Alfred Gilbert received the commission for the Shaftesbury Memorial in 1886. Anthony Ashley Cooper, seventh Earl of Shaftesbury had been one of the most respected philanthropists of his generation. Sir Joseph Edgar Boehm, the favourite sculptor of the Royal family, had originally been offered the commission, but he recommended his young friend Gilbert who had been his pupil. Boehm warned the committee that Gilbert would be unlikely to produce anything in ‘the coat and trousers style’. True to form he eschewed the traditional portrait memorial choosing rather to embody Shaftesbury's charitable life in the winged figure of Eros above a whimsical fountain base. He used his studio boy, Angelo Colorossi, as his model.
Frustrated by interfering committees and financially crippled by fundamental changes in his agreement with the authorities, Gilbert's imaginative concept for a public memorial was ahead of its time and destined for controversy. At first it received a qualified and slightly puzzled approval. The inadequacy of the fountain was the first aspect to be widely criticised; feeble squirts drenched drinkers when the wind blew and forced the traditional flower girls to hold up umbrellas. But soon a barrage of hurtful comments focused on the figure of Eros itself. Shocked Victorians protested that the nude figure, situated as it is still in a theatre district, was the very antithesis of the respectable Lord Shaftsbury’s life and work. Eventually, however, the distinctive memorial became a London landmark and sparked the strong affection which continues today.
In 1984 Gilbert's Eros was removed from Piccadilly Circus for restoration during the planning of a new traffic scheme. The restoration committee went to the Victoria and Albert Museum for advice and it was at this point that the original plasters were re-discovered stored in a packing case in the museum. These plasters had suffered from the ravages of use in the foundry and a private benefactor offered to sponsor the restoration. The same benefactor was inspired to have a new edition cast of London's favourite statue. In 1987 a limited edition of ten casts was taken from Gilbert's original plasters of the 19th Century Eros. Once the edition was completed the moulds were destroyed.

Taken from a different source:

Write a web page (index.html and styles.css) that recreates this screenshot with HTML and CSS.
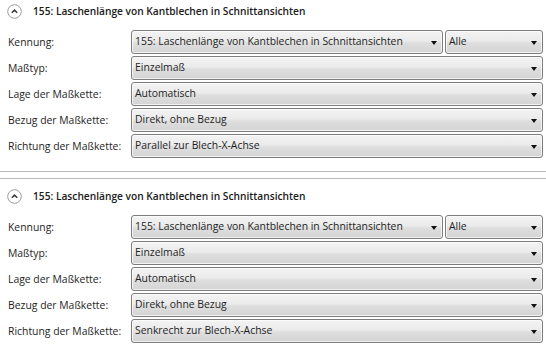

The Fine Art Society was the natural organisation to publish the edition as it had been the principal promoter of the New Sculpture, in particular Leighton, Gilbert and Thornycroft around 1900. The Society's managing director Ernest Dawbarn had been Gilbert's dealer from 1919 until the sculptor's death in 1934.
The casting was carried out by the distinguished foundry Morris Singer at Basingstoke, who had cast various works for Gilbert during his lifetime. The process was overseen by George Mancini (1904-1989), whose father Frederico Mancini (1866-1943) had worked with Gilbert, and who had been responsible for a casting of the Eros for Sefton Park during the artist's lifetime (and with his cooperation). The lost wax process, which had so fascinated Gilbert inspired by the Italian Renaissance master Benvenuto Cellini, was used. From the original plasters a new wax model was made for each cast. A stainless steel armature was used in the supporting leg and torso to take the weight of the figure.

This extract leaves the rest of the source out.